Стояла зима 1894 года. Восемью годами раньше в день первого мая на Хаймаркетской площади Чикаго вызванные губернатором войска расстреляли рабочий митинг, вызвав мощную волну протестов, — так родился праздник пролетарской солидарности. А сейчас тоже следовало ожидать побоищ и расстрелов. Атмосфера накалилась. Твен с тревогой разворачивал газеты, сильно запаздывавшие к нему во Флоренцию.
Здесь Клеменсы жили уже давно. И не по собственной воле. Еще в 1891 году они покинули дом в Хартфорде, чтобы в него не вернуться. Дела семьи находились в тяжелом состоянии. Никто бы не поверил, что прославленному писателю приходится настолько туго.
Всему виной была наборная машина, изобретенная неким Пейджем.
У Твена еще в юности пробудилась страсть к технике. Он горячо интересовался каждым новшеством: первым из литераторов установил у себя домашний телефон, первым начал печатать рукописи на машинке, а исправлять их авторучкой, первым испытал фонограф, на который диктовал письма. Пробовал кое-что придумывать сам — то железнодорожный тормоз, то вечный календарь, то приспособление для склейки конвертов. Разработал проект магистрали от Стамбула до Персидского залива. Убеждал своих богатых знакомых поддержать польского инженера Щепаника, предложившего схему прибора, отдаленно напоминающего современный телевизор.
Эти затеи обычно кончались ничем, причиняя умеренный убыток. С печатным станком получилось иначе. Твен в молодости провел у наборной кассы не один десяток часов и знал, до чего это выматывающий труд.

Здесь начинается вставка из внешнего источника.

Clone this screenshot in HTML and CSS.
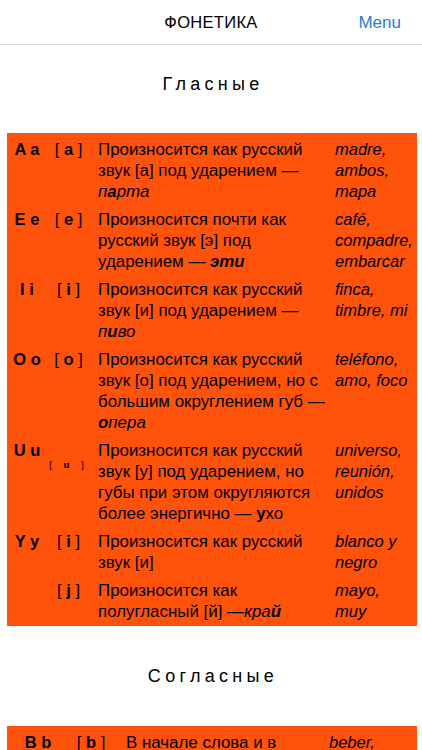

Идея Пейджа увлекла его бесповоротно. Но машина — чудо механики, как ее называл Твен, — упорно не желала работать. Требовались усовершенствования, а они стоили огромных денег. Так продолжалось много лет. В итоге у Твена не осталось ни гроша. А станок за сотню долларов приобрел один музей. Типографии предпочли одновременно появившийся линотип.